Scan the records and identify every line in which the string "this" occurs, then return those lines.

SUPPLIED DATA:
start

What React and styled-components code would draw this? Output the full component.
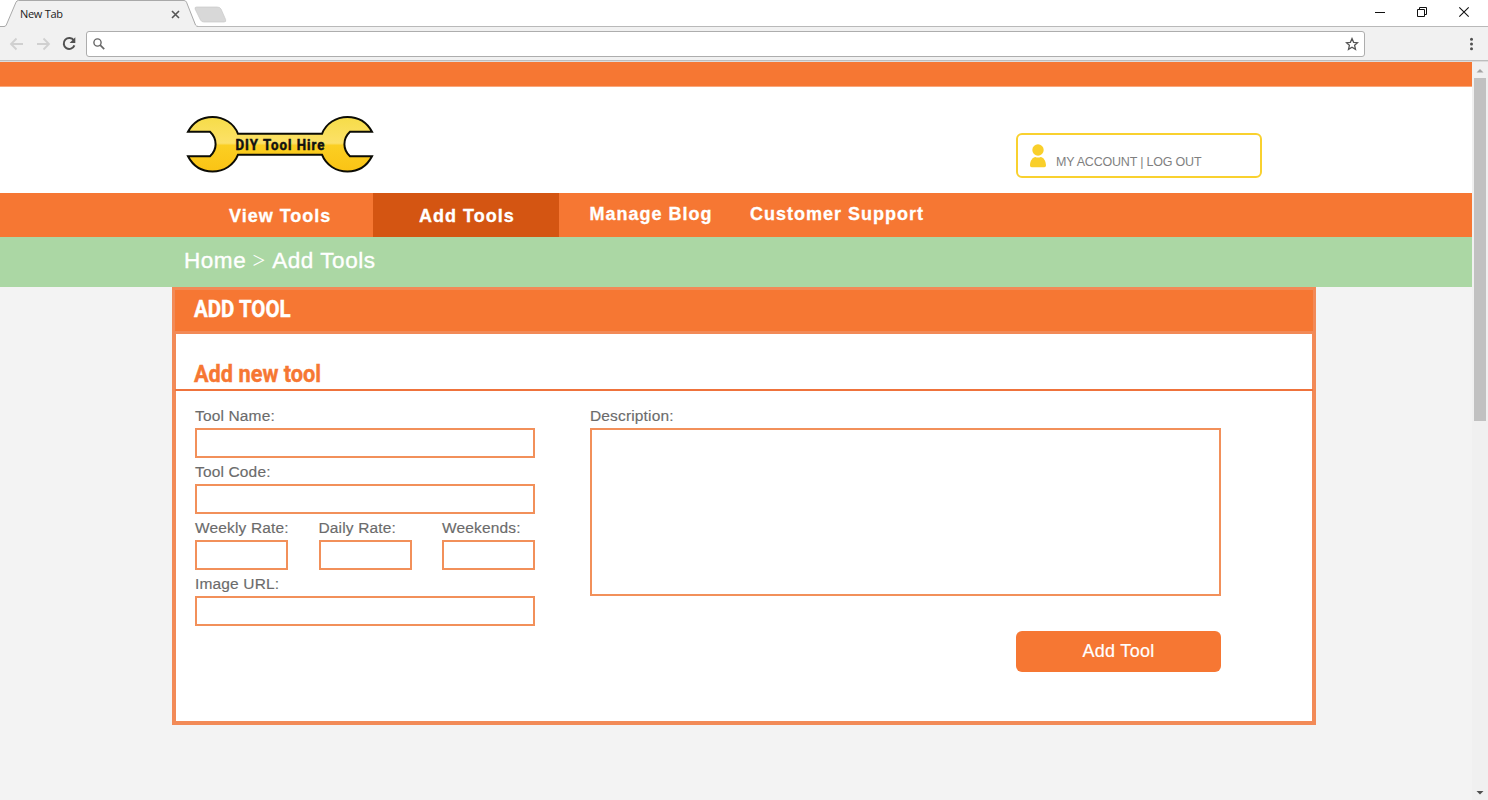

end
start

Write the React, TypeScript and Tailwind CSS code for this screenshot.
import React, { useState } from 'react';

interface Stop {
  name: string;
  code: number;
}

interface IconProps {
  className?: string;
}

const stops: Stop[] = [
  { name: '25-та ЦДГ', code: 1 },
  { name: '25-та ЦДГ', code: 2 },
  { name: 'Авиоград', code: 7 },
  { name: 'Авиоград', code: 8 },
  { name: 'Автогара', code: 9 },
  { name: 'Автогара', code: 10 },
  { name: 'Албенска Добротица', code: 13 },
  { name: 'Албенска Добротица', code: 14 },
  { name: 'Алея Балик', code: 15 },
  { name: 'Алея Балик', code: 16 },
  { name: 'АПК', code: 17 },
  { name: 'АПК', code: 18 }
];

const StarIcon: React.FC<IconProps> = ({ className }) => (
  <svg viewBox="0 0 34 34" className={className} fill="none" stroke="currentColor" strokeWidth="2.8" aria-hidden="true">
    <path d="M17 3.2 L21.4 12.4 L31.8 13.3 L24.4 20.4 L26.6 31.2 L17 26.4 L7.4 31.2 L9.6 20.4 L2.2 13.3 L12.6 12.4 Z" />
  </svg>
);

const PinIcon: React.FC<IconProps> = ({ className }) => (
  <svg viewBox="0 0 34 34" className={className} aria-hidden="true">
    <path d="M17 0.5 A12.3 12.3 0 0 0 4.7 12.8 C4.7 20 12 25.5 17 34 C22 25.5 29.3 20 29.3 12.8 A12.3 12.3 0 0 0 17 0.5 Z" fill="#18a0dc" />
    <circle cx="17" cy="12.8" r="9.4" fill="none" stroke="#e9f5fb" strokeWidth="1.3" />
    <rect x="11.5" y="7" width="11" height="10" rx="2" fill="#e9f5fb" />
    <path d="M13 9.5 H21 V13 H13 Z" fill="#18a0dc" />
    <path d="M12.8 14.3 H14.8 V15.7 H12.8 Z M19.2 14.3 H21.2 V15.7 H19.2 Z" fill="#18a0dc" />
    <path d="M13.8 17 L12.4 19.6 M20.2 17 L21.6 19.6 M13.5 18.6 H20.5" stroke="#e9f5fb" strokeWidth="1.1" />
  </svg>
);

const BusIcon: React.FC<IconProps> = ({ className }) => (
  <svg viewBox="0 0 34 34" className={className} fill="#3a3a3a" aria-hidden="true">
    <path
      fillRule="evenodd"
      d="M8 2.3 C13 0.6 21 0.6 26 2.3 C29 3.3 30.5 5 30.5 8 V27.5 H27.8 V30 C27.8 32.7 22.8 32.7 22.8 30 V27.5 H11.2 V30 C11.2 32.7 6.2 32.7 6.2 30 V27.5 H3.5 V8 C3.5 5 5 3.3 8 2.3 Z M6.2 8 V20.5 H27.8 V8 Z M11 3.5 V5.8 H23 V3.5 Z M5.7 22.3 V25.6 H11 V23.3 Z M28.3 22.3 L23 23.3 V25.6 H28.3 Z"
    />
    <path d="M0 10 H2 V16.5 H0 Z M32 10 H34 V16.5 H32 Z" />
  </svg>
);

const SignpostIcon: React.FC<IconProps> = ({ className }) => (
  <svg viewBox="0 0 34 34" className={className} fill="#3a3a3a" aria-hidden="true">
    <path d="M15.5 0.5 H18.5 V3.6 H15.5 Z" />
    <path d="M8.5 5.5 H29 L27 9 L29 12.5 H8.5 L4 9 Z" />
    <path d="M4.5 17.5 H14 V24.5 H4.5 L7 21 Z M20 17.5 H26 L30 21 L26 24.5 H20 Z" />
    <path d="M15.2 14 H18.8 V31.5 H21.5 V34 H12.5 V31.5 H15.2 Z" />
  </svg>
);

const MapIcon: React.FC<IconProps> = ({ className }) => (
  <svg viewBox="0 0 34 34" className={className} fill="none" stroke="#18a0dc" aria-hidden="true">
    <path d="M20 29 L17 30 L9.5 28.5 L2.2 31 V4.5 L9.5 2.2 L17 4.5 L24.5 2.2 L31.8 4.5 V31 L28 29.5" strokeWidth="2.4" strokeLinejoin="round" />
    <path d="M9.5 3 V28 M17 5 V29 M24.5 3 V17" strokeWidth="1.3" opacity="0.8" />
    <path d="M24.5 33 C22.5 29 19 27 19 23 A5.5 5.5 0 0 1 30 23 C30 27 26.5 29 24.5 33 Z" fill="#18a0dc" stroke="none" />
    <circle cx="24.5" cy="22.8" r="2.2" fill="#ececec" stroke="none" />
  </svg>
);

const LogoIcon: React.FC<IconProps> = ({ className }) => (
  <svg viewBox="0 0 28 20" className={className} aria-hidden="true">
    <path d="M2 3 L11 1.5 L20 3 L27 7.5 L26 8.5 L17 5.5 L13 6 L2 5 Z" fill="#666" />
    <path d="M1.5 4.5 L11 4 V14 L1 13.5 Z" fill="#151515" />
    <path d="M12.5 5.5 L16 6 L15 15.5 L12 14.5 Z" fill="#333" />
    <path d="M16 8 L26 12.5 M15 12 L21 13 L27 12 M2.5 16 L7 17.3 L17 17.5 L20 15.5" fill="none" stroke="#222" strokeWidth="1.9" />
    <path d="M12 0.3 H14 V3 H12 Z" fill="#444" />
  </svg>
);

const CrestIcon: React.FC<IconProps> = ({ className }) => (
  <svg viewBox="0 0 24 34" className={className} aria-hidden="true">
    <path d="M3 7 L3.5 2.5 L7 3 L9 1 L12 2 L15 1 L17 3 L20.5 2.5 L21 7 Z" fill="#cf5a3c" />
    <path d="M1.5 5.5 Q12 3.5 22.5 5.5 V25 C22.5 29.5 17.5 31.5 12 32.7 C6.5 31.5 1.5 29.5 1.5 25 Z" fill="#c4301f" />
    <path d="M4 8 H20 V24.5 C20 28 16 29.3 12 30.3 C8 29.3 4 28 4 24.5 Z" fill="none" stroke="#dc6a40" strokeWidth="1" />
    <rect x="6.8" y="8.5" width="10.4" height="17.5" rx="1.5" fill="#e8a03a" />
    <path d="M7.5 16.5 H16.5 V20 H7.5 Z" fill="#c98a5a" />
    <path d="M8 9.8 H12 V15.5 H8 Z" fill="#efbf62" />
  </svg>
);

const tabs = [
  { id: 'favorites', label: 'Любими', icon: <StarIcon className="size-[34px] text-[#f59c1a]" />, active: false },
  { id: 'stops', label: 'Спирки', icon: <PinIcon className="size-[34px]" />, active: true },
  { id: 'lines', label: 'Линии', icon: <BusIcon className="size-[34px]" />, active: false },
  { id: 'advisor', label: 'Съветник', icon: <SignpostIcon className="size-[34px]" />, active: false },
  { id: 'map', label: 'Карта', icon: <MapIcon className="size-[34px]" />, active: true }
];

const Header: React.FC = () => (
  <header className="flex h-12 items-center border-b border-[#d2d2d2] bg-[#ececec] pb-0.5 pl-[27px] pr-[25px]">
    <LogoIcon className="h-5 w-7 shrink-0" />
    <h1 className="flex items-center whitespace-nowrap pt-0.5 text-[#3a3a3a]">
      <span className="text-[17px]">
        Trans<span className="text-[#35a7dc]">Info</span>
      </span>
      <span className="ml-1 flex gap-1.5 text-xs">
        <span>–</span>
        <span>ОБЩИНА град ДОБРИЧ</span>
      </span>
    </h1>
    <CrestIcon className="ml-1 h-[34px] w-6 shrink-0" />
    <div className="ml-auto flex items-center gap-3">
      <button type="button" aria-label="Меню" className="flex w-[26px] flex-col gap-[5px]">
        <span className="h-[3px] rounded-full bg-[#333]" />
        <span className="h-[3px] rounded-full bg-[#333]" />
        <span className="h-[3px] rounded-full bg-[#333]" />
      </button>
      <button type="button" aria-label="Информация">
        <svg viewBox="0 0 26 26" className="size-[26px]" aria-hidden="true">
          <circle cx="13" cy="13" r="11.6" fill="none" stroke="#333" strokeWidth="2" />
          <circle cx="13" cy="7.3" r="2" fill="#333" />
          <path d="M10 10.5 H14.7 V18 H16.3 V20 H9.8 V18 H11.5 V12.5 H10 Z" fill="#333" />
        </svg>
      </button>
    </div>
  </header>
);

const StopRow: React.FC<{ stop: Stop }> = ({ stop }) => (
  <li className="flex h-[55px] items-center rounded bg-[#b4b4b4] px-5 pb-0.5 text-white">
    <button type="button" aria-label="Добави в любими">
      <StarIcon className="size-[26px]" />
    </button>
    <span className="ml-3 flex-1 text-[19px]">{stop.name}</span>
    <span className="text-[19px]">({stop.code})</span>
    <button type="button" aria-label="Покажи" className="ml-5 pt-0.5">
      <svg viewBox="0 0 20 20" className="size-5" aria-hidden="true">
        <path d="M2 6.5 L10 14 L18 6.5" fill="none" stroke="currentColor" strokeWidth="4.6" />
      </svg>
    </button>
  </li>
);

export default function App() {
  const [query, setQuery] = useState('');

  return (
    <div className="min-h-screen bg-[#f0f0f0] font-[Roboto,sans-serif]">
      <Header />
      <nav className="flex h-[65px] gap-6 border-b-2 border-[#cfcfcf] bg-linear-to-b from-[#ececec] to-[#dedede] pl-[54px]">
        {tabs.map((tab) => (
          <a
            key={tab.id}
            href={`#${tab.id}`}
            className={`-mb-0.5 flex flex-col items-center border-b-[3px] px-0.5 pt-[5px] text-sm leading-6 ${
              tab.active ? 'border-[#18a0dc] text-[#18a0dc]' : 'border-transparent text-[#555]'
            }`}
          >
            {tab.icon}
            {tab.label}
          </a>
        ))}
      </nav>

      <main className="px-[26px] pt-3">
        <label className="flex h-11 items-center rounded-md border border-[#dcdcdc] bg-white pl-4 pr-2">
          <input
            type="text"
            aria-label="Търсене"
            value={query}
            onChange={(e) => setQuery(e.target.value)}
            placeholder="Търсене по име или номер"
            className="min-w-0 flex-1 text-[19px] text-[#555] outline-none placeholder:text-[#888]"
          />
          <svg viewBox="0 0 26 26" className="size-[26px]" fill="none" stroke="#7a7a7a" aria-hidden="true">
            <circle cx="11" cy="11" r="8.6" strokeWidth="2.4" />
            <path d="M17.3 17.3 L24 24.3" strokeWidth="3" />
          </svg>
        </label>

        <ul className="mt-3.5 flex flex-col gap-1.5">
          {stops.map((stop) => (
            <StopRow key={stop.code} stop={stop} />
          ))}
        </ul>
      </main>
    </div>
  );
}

end

TASK RESULT:
What React and styled-components code would draw this? Output the full component.
Write the React, TypeScript and Tailwind CSS code for this screenshot.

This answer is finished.